Requirements >>
Look through the data for the string "components". Copy every line where it is found.

Information supplied >>
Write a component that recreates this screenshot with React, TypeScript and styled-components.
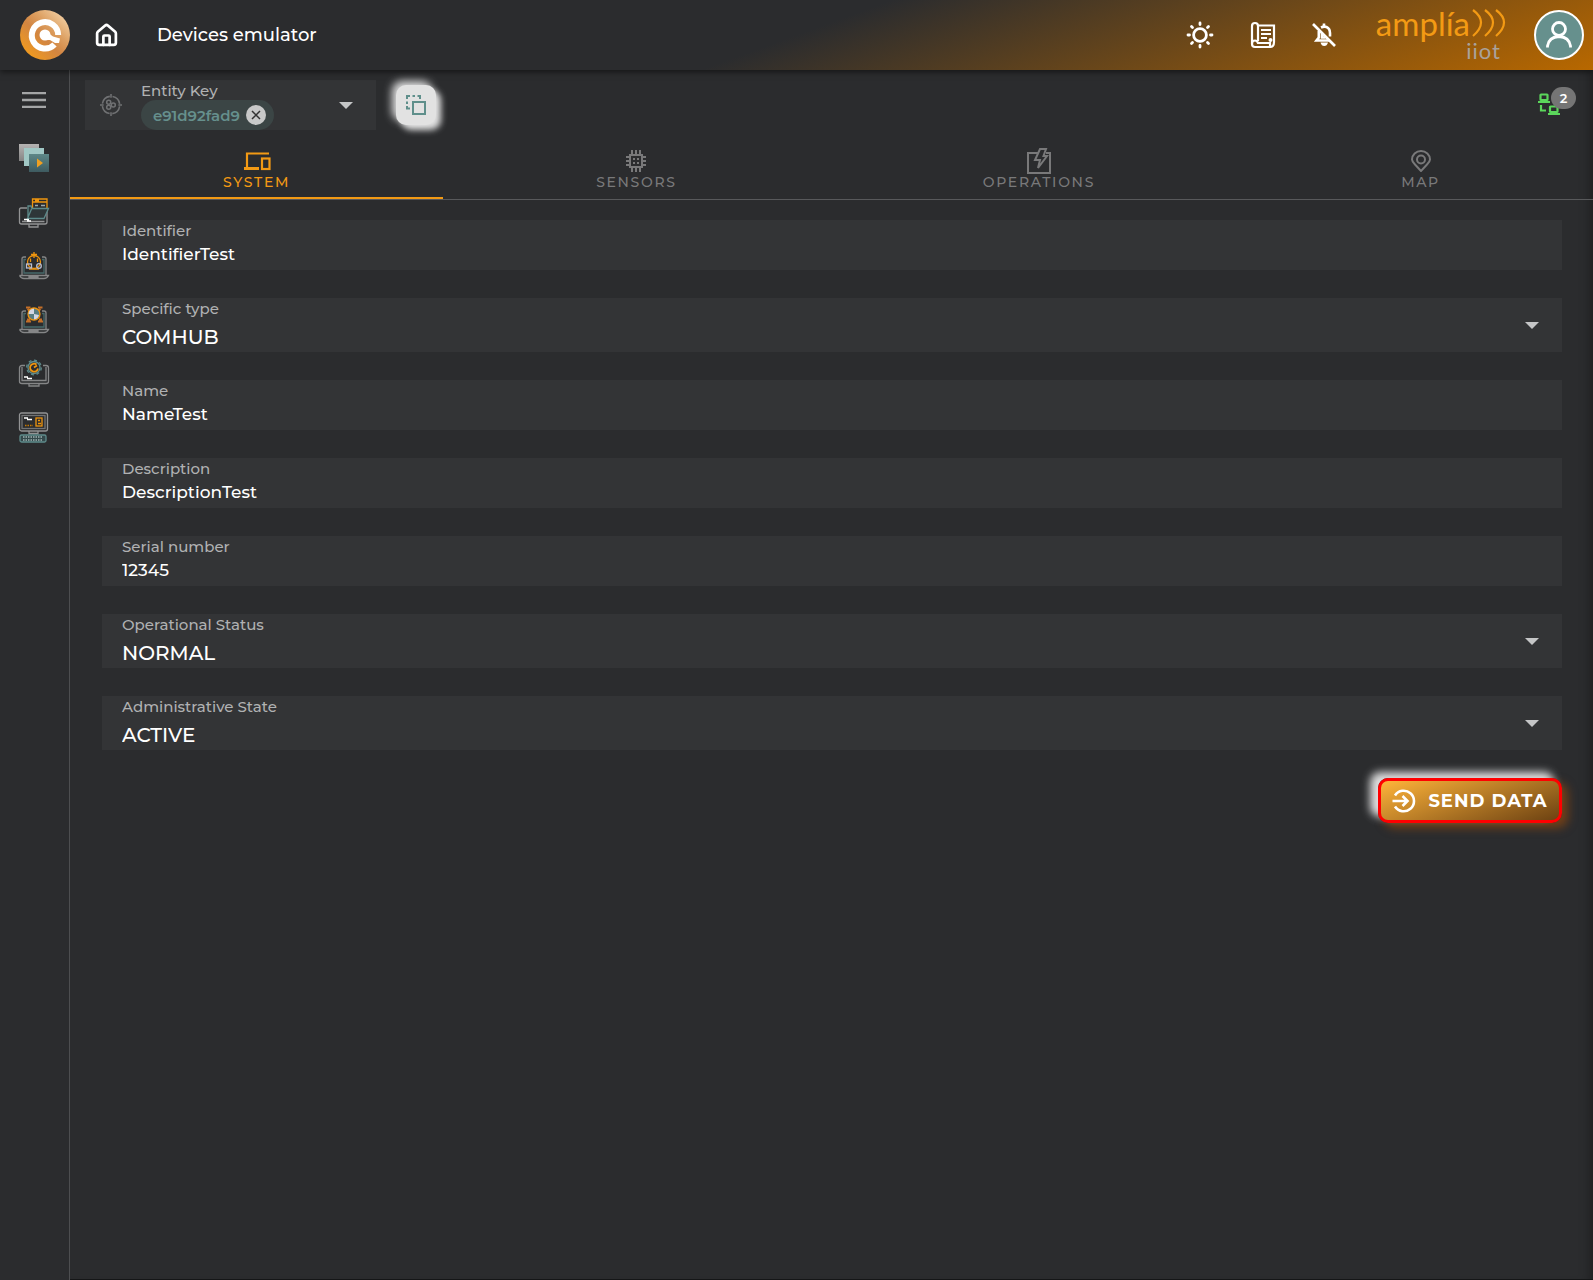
import React from "react";
import styled, { createGlobalStyle, css } from "styled-components";
import { LuHouse } from "react-icons/lu";

const Global = createGlobalStyle`
  * { box-sizing: border-box; }
  body { margin: 0; background: #2b2c2e; }
  body, button, input, select { font-family: Montserrat, Inter, "Open Sans", sans-serif; }
  button { border: 0; padding: 0; background: none; color: inherit; cursor: pointer; }
`;

const Page = styled.div`
  min-height: 100vh;
  display: flex;
  flex-direction: column;
  background: #2b2c2e;
  color: #fff;
`;

const Header = styled.header`
  height: 70px;
  flex: none;
  display: flex;
  align-items: center;
  justify-content: space-between;
  padding: 0 9px 0 20px;
  background: linear-gradient(160deg, #2b2c2e 50%, #b86800 100%);
  box-shadow: 0 2px 6px rgba(0, 0, 0, 0.5);
  z-index: 1;
`;

const HeaderGroup = styled.div<{ $gap: number }>`
  display: flex;
  align-items: center;
  gap: ${(p) => p.$gap}px;
`;

const Title = styled.h1`
  margin: 0 0 0 14px;
  font-size: 18px;
  line-height: 24px;
  font-weight: 500;
`;

const IconButton = styled.button`
  display: flex;
  align-items: center;
  justify-content: center;
`;

const Brand = styled.div`
  display: flex;
  flex-direction: column;
  align-items: flex-end;
`;

const BrandName = styled.div`
  display: flex;
  align-items: center;
  gap: 1px;
  color: #f39a14;
  font-family: Lato, sans-serif;
  font-size: 33px;
  line-height: 32px;
`;

const BrandSub = styled.span`
  padding-right: 5px;
  color: #aaa29b;
  font-family: Lato, sans-serif;
  font-size: 22px;
  line-height: 24px;
  letter-spacing: 1px;
`;

const Avatar = styled.button`
  width: 50px;
  height: 50px;
  border: 2px solid #fff;
  border-radius: 50%;
  background: #66908d;
  display: flex;
  align-items: center;
  justify-content: center;
`;

const Body = styled.div`
  flex: 1;
  display: flex;
`;

const Sidebar = styled.nav`
  width: 70px;
  flex: none;
  border-right: 1px solid #4d4e50;
  display: flex;
  flex-direction: column;
  align-items: center;
  padding: 16px 2px 0 0;
  gap: 22px;
`;

const MenuButton = styled(IconButton)`
  height: 28px;
  margin-bottom: 6px;
`;

const Main = styled.main`
  flex: 1;
  min-width: 0;
  display: flex;
  flex-direction: column;
  border-bottom: 1px solid #151617;
  box-shadow: inset -12px 0 12px -10px rgba(0, 0, 0, 0.35);
`;

const Toolbar = styled.div`
  display: flex;
  align-items: center;
  padding: 10px 17px 0 15px;
  gap: 20px;
`;

const EntityField = styled.div`
  width: 291px;
  height: 50px;
  display: flex;
  align-items: center;
  gap: 19px;
  padding: 0 23px 0 15px;
  background: #333436;
`;

const EntityContent = styled.div`
  flex: 1;
  height: 50px;
  display: flex;
  flex-direction: column;
  align-items: flex-start;
`;

const EntityLabel = styled.span`
  height: 20px;
  font-size: 15px;
  line-height: 22px;
  font-weight: 500;
  color: #b0b1b2;
`;

const Chip = styled.span`
  width: 133px;
  height: 30px;
  display: flex;
  align-items: center;
  justify-content: space-between;
  padding: 0 8px 0 12px;
  border-radius: 15px;
  background: #3b4545;
  color: #66908d;
  font-size: 15px;
  font-weight: 600;
`;

const ChipText = styled.span`
  width: 87px;
  overflow: hidden;
  white-space: nowrap;
`;

const ChipRemove = styled.button`
  width: 20px;
  height: 20px;
  border-radius: 50%;
  background: #c8c9c9;
  display: flex;
  align-items: center;
  justify-content: center;
`;

const CopyButton = styled.button`
  width: 40px;
  height: 40px;
  border-radius: 10px;
  background: #e2e2e2;
  display: flex;
  align-items: center;
  justify-content: center;
  box-shadow: -4px -4px 8px rgba(255, 255, 255, 0.85), 5px 5px 6px rgba(255, 255, 255, 0.85);
`;

const Connections = styled.button`
  position: relative;
  align-self: flex-start;
  width: 38px;
  height: 28px;
  margin: 7px 0 0 auto;
  display: flex;
  align-items: flex-end;
`;

const Badge = styled.span`
  position: absolute;
  top: 0;
  right: 0;
  width: 25px;
  height: 22px;
  border-radius: 11px;
  background: #757575;
  color: #fff;
  font-size: 13px;
  line-height: 22px;
  font-weight: 600;
`;

const Tabs = styled.div`
  display: flex;
  height: 70px;
  border-bottom: 1px solid #58595b;
`;

const Tab = styled.button<{ $active?: boolean }>`
  flex: 1 1 auto;
  display: flex;
  flex-direction: column;
  align-items: center;
  justify-content: flex-end;
  padding-bottom: ${(p) => (p.$active ? 6 : 8)}px;
  color: #79797a;
  font-size: 14px;
  line-height: 18px;
  font-weight: 500;
  letter-spacing: 0.12em;
  ${(p) =>
    p.$active &&
    css`
      color: #f39a14;
      border-bottom: 2px solid #f39a14;
    `}
`;

const TabIcon = styled.span`
  height: 24px;
  display: flex;
  align-items: center;
  svg { flex: none; }
`;

const Form = styled.form`
  display: flex;
  flex-direction: column;
  padding: 20px 31px 0 32px;
  gap: 28px;
`;

const Field = styled.div<{ $tall?: boolean }>`
  position: relative;
  height: ${(p) => (p.$tall ? 54 : 50)}px;
  display: flex;
  flex-direction: column;
  background: #333436;
`;

const FieldLabel = styled.label`
  padding-left: 20px;
  color: #b0b1b2;
  font-size: 15px;
  line-height: 22px;
  font-weight: 500;
`;

const controlStyle = css`
  width: 100%;
  border: 0;
  outline: 0;
  margin: 0;
  padding: 0 20px;
  background: transparent;
  color: #fff;
  font-weight: 500;
`;

const TextInput = styled.input`
  ${controlStyle}
  height: 24px;
  font-size: 17px;
`;

const SelectInput = styled.select`
  ${controlStyle}
  appearance: none;
  height: 32px;
  padding-top: 2px;
  font-size: 20px;
  option { color: #000; }
`;

const Arrow = styled.span`
  position: absolute;
  right: 23px;
  top: 24px;
  display: flex;
  pointer-events: none;
`;

const SendButton = styled.button`
  align-self: flex-end;
  width: 184px;
  height: 45px;
  display: flex;
  align-items: center;
  justify-content: center;
  gap: 12px;
  border: 3px solid #f00;
  border-radius: 10px;
  background: linear-gradient(160deg, #ffb43a, #6d4212);
  box-shadow: -8px -6px 8px rgba(255, 255, 255, 0.85), 6px 5px 10px rgba(184, 84, 0, 0.5);
  color: #fff;
  font-size: 18px;
  line-height: 24px;
  font-weight: 700;
  letter-spacing: 1px;
`;

const Logo = () => (
  <svg width="50" height="50" viewBox="0 0 50 50" aria-label="Home logo">
    <defs>
      <linearGradient id="logo" x1="0.1" y1="0.9" x2="0.85" y2="0.1">
        <stop offset="0" stopColor="#f39c1c" />
        <stop offset="0.45" stopColor="#d28541" />
        <stop offset="0.7" stopColor="#dda062" />
        <stop offset="1" stopColor="#f0cb9e" />
      </linearGradient>
    </defs>
    <circle cx="25" cy="25" r="25" fill="url(#logo)" />
    <path d="M34.5 34.5A13.2 13.2 0 1 1 38.2 25" fill="none" stroke="#fff" strokeWidth="6" />
    <circle cx="25" cy="25" r="5.5" fill="#fff" />
    <path d="M27 22L33 26.5L40 28.5L39 33L35 33L30 30L25 30Z" fill="#fff" />
  </svg>
);

const SunIcon = () => (
  <svg width="28" height="28" viewBox="0 0 28 28" fill="none" stroke="#fff" strokeWidth="2.8" strokeLinecap="round">
    <circle cx="14" cy="14" r="6.4" />
    <path d="M14 2v1.5M14 24.5V26M2 14h1.5M24.5 14H26M5.5 5.5l1 1M21.5 21.5l1 1M5.5 22.5l1-1M21.5 6.5l1-1" />
  </svg>
);

const ScrollIcon = () => (
  <svg width="26" height="28" viewBox="0 0 26 28" fill="none" stroke="#fff" strokeWidth="2.2">
    <path d="M8 4.500H24V19M8 20V5Q8 2 5 2Q2 2 2 5V23Q2 26 5 26H20V22H8Q7 19.500 5 19.500Q2 19.500 2 23M20 26Q24 26 24 21V18" />
    <path d="M11 9h10M11 13h10M11 17h6" />
    <circle cx="20.500" cy="19" r="2" fill="#fff" stroke="none" />
  </svg>
);

const BellOffIcon = () => (
  <svg width="24" height="24" viewBox="0 0 24 24" fill="none" stroke="#fff" strokeWidth="2.6">
    <path d="M1 1L23 23" />
    <path d="M9 4.500Q12 3 14.500 4Q18 5.500 18 10V13.500M6.800 8V14.500L4.500 17.500H17" />
    <path d="M12 4V0.500M10 10.500V14.500H13.500" />
    <path d="M8.500 19.500H16Q15 23 12.200 23Q9.500 23 8.500 19.500Z" fill="#fff" stroke="none" />
  </svg>
);

const PersonIcon = () => (
  <svg width="30" height="30" viewBox="0 0 30 30" fill="none" stroke="#fff" strokeWidth="2.8">
    <circle cx="15" cy="9" r="6.500" />
    <path d="M3.500 27.500V26Q5 17 15 16.500Q25 17 26.500 26V27.500" />
  </svg>
);

const WavesIcon = () => (
  <svg width="35" height="30" viewBox="0 0 35 30" fill="none" stroke="#f39a14" strokeWidth="2.200">
    <path d="M2 2Q18 14 2 28M14 2Q30 14 14 28M25 2Q41 14 25 28" />
  </svg>
);

const TargetIcon = () => (
  <svg width="22" height="24" viewBox="0 0 24 24" fill="none" stroke="#707173" strokeWidth="1.700">
    <circle cx="12" cy="12" r="9.500" strokeDasharray="11.900 3" strokeDashoffset="-1.500" />
    <path d="M12 0v4M12 20v4M0 12h4M20 12h4" />
    <circle cx="9.500" cy="9" r="2.200" />
    <circle cx="9.500" cy="14.500" r="2.200" />
    <circle cx="14.500" cy="12" r="2.200" />
  </svg>
);

const CaretIcon = () => (
  <svg width="14" height="7" viewBox="0 0 14 7"><path d="M0 0H14L7 7Z" fill="#c5c6c7" /></svg>
);

const CopyIcon = () => (
  <svg width="20" height="20" viewBox="0 0 20 20" fill="none" stroke="#5f8f8b" strokeWidth="2">
    <rect x="7" y="7" width="12" height="12" />
    <path d="M1 4V1H4M6.500 1H9M11.500 1H14V4M1 6.500V9M1 11V13.500H4" />
  </svg>
);

const NetworkIcon = () => (
  <svg width="22" height="22" viewBox="0 0 22 22" fill="none" stroke="#5bd65b" strokeWidth="2.200">
    <rect x="2.500" y="1.500" width="7" height="5.500" rx="0.500" />
    <path d="M0 9h12M10 21h12M3 12v5.500h5" />
    <rect x="12" y="13.500" width="7.500" height="5.500" rx="0.500" />
  </svg>
);

const DevicesIcon = () => (
  <svg width="28" height="19" viewBox="0 0 28 19" fill="none" stroke="currentColor" strokeWidth="2.200">
    <path d="M26 1.500H4V15" />
    <path d="M1 16.500H16" strokeWidth="3" />
    <rect x="19" y="6.500" width="7.500" height="10.500" />
  </svg>
);

const ChipIcon = () => (
  <svg width="20" height="22" viewBox="0 0 20 22" fill="none" stroke="currentColor" strokeWidth="2">
    <rect x="4" y="5" width="12" height="12" />
    <path d="M6 0v4M10 0v4M14 0v4M6 18v4M10 18v4M14 18v4M0 7h3M0 11h3M0 15h3M17 7h3M17 11h3M17 15h3" />
    <path d="M7 9h2M11 9h2M7 13h2M11 13h2" />
  </svg>
);

const OperationIcon = () => (
  <svg width="26" height="26" viewBox="0 0 26 26" fill="none" stroke="currentColor" strokeWidth="2">
    <path d="M12 5H2V25H24V5H20" />
    <path d="M14 1H20L17.500 8H21L12 20L14 12H9Z" />
  </svg>
);

const PinIcon = () => (
  <svg width="20" height="22" viewBox="0 0 20 22" fill="none" stroke="currentColor" strokeWidth="2">
    <path d="M10 21L4 14.500Q1 11.500 1 9.500A9 8.500 0 0 1 19 9.500Q19 11.500 16 14.500Z" />
    <circle cx="10" cy="9.500" r="4" />
  </svg>
);

const SendIcon = () => (
  <svg width="24" height="24" viewBox="0 0 24 24" fill="none" stroke="#fff" strokeWidth="2.600">
    <path d="M3 6.500A10.300 10.300 0 1 1 3 17.500M0.500 12H15M10.500 7L15.500 12L10.500 17" />
  </svg>
);

const LayersIcon = () => (
  <svg width="32" height="32" viewBox="0 0 32 32">
    <defs>
      <linearGradient id="layerGrey" x2="0" y2="1"><stop stopColor="#b5b3b2" /><stop offset="1" stopColor="#858484" /></linearGradient>
      <linearGradient id="layerTeal" x2="0" y2="1"><stop stopColor="#5d8787" /><stop offset="1" stopColor="#3e5b60" /></linearGradient>
    </defs>
    <rect x="1" y="2" width="20" height="17" fill="url(#layerGrey)" />
    <rect x="6" y="6" width="20" height="18" fill="#a0c7c4" />
    <rect x="11" y="12" width="20" height="18" fill="url(#layerTeal)" />
    <path d="M19 16.500L25 21L19 25.500Z" fill="#f0a020" />
  </svg>
);

const FolderIcon = () => (
  <svg width="32" height="32" viewBox="0 0 32 32" fill="none" strokeWidth="1.300">
    <path d="M9 12H3Q1.500 12 1.500 14V26Q1.500 28 3.500 28H27Q29 28 29 26V15M11 28V31H20V28M4 25.500H26.500" stroke="#929394" />
    <path d="M14.500 12V3H29V12M15 6H29M17 4.500H21" stroke="#ee950f" />
    <path d="M17 9.500h3M23 9.500h4" stroke="#9da8a8" />
    <path d="M10 22V10H13L14 12.500H30.500L26 22.500H9.500L13.500 13" fill="#2e3638" stroke="#5d8a8a" />
    <path d="M6 23.500h5M9 25h4" stroke="#fff" />
  </svg>
);

const LaptopBase = () => (
  <>
    <path d="M4 25V9Q4 7 6 7H8M24 7H26Q28 7 28 9V25M1.500 25.500H30.500Q29 28.500 26 28.500H6Q3 28.500 1.500 25.500M11 26V27H20V26" stroke="#858687" />
    <path d="M8 9.500H6V23H26V9.500H24" stroke="#486a6b" />
  </>
);

const AlarmIcon = () => (
  <svg width="32" height="32" viewBox="0 0 32 32" fill="none" strokeWidth="1.300">
    <LaptopBase />
    <circle cx="16" cy="12" r="6.500" stroke="#ee950f" />
    <path d="M16 2V8M13 4.500H19M12.500 8.500V12M19.500 8.500V12M11 19H21" stroke="#ee950f" />
    <rect x="8.500" y="14" width="5" height="4" stroke="#b8bed2" />
    <circle cx="21" cy="16" r="2.300" stroke="#b8bed2" />
  </svg>
);

const GlobeIcon = () => (
  <svg width="32" height="32" viewBox="0 0 32 32" fill="none" strokeWidth="1.300">
    <LaptopBase />
    <path d="M8 3.500h4.500M20 3.500h4.500M9.500 5L13 8M22.500 5L19 8M8 17.500h5M20 17.500h5M9 15.500h3M21 15.500h3" stroke="#c36f28" strokeWidth="2" />
    <circle cx="16" cy="10" r="6" fill="#5a7e83" stroke="#ee950f" />
    <path d="M16 10H10.500A5.500 5.500 0 0 1 16 4.500ZM16 10V15.500A5.500 5.500 0 0 0 21 11Z" fill="#d5d7e4" />
  </svg>
);

const GearIcon = () => (
  <svg width="32" height="32" viewBox="0 0 32 32" fill="none" strokeWidth="1.300">
    <path d="M7 7.500H4Q1.500 7.500 1.500 10V23.500Q1.500 25.500 4 25.500H28Q30.500 25.500 30.500 23.500V10Q30.500 7.500 28 7.500H25M11 26V28H21V26M4 9V22.500H28V9" stroke="#858687" />
    <circle cx="16" cy="9.500" r="6" stroke="#5f8c8c" />
    <circle cx="16" cy="9.500" r="7.300" stroke="#5f8c8c" strokeDasharray="3 2.700" />
    <path d="M18.500 6.500A4 4 0 1 0 20 10.500M16 9.500L19 7.500" stroke="#ee950f" strokeWidth="1.800" />
    <path d="M6 19h4M9 20.500h5" stroke="#fff" />
  </svg>
);

const TerminalIcon = () => (
  <svg width="32" height="32" viewBox="0 0 32 32" fill="none" strokeWidth="1.300">
    <rect x="1.500" y="1" width="28" height="18" rx="2" stroke="#929394" />
    <rect x="4" y="3.500" width="23" height="13" stroke="#727374" />
    <path d="M11 19V21.500H20V19" stroke="#929394" />
    <path d="M6 6h4M9 7.500h5" stroke="#fff" />
    <path d="M7 13.500h8" stroke="#c87900" strokeDasharray="1.500 1" />
    <rect x="18" y="6" width="6" height="8" stroke="#ee950f" />
    <path d="M20 8.500h2M20 11.500h3" stroke="#ee950f" />
    <rect x="2" y="23" width="26" height="7" rx="1.500" fill="#34494b" stroke="#5f8c8c" />
    <path d="M5 25h20M5 28h20" stroke="#9fb4b4" strokeDasharray="1.500 1" />
  </svg>
);

type FieldData = { id: string; label: string; value: string; select?: boolean };

const fields: FieldData[] = [
  { id: "identifier", label: "Identifier", value: "IdentifierTest" },
  { id: "type", label: "Specific type", value: "COMHUB", select: true },
  { id: "name", label: "Name", value: "NameTest" },
  { id: "description", label: "Description", value: "DescriptionTest" },
  { id: "serial", label: "Serial number", value: "12345" },
  { id: "status", label: "Operational Status", value: "NORMAL", select: true },
  { id: "state", label: "Administrative State", value: "ACTIVE", select: true },
];

const navItems = [
  { name: "Emulators", Icon: LayersIcon },
  { name: "Provisioning", Icon: FolderIcon },
  { name: "Alarms", Icon: AlarmIcon },
  { name: "Datasets", Icon: GlobeIcon },
  { name: "Settings", Icon: GearIcon },
  { name: "Terminal", Icon: TerminalIcon },
];

const tabs = [
  { name: "SYSTEM", Icon: DevicesIcon },
  { name: "SENSORS", Icon: ChipIcon },
  { name: "OPERATIONS", Icon: OperationIcon },
  { name: "MAP", Icon: PinIcon },
];

export default function App() {
  const [active, setActive] = React.useState("SYSTEM");
  return (
    <Page>
      <Global />
      <Header>
        <HeaderGroup $gap={24}>
          <Logo />
          <IconButton aria-label="Home"><LuHouse size={25} strokeWidth={2.6} /></IconButton>
          <Title>Devices emulator</Title>
        </HeaderGroup>
        <HeaderGroup $gap={40}>
          <HeaderGroup $gap={36}>
            <IconButton aria-label="Theme"><SunIcon /></IconButton>
            <IconButton aria-label="Logs"><ScrollIcon /></IconButton>
            <IconButton aria-label="Notifications off"><BellOffIcon /></IconButton>
          </HeaderGroup>
          <HeaderGroup $gap={28}>
            <Brand>
              <BrandName>amplía<WavesIcon /></BrandName>
              <BrandSub>iiot</BrandSub>
            </Brand>
            <Avatar aria-label="Account"><PersonIcon /></Avatar>
          </HeaderGroup>
        </HeaderGroup>
      </Header>
      <Body>
        <Sidebar>
          <MenuButton aria-label="Menu">
            <svg width="24" height="16" viewBox="0 0 24 16" stroke="#a5a6a7" strokeWidth="2.400">
              <path d="M0 1h24M0 8h24M0 15h24" />
            </svg>
          </MenuButton>
          {navItems.map(({ name, Icon }) => (
            <IconButton key={name} aria-label={name}><Icon /></IconButton>
          ))}
        </Sidebar>
        <Main>
          <Toolbar>
            <EntityField>
              <TargetIcon />
              <EntityContent>
                <EntityLabel>Entity Key</EntityLabel>
                <Chip>
                  <ChipText>e91d92fad9</ChipText>
                  <ChipRemove aria-label="Remove key">
                    <svg width="10" height="10" viewBox="0 0 10 10" stroke="#333" strokeWidth="1.500"><path d="M1 1L9 9M9 1L1 9" /></svg>
                  </ChipRemove>
                </Chip>
              </EntityContent>
              <IconButton aria-label="Open entity list"><CaretIcon /></IconButton>
            </EntityField>
            <CopyButton aria-label="Copy entity"><CopyIcon /></CopyButton>
            <Connections aria-label="Connections">
              <NetworkIcon />
              <Badge>2</Badge>
            </Connections>
          </Toolbar>
          <Tabs role="tablist">
            {tabs.map(({ name, Icon }) => (
              <Tab
                key={name}
                role="tab"
                aria-selected={active === name}
                $active={active === name}
                onClick={() => setActive(name)}
              >
                <TabIcon><Icon /></TabIcon>
                {name}
              </Tab>
            ))}
          </Tabs>
          <Form onSubmit={(e) => e.preventDefault()}>
            {fields.map((f) => (
              <Field key={f.id} $tall={f.select}>
                <FieldLabel htmlFor={f.id}>{f.label}</FieldLabel>
                {f.select ? (
                  <>
                    <SelectInput id={f.id} defaultValue={f.value}><option>{f.value}</option></SelectInput>
                    <Arrow><CaretIcon /></Arrow>
                  </>
                ) : (
                  <TextInput id={f.id} defaultValue={f.value} />
                )}
              </Field>
            ))}
            <SendButton type="submit"><SendIcon />SEND DATA</SendButton>
          </Form>
        </Main>
      </Body>
    </Page>
  );
}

Written response >>
Write a component that recreates this screenshot with React, TypeScript and styled-components.
import styled, { createGlobalStyle, css } from "styled-components";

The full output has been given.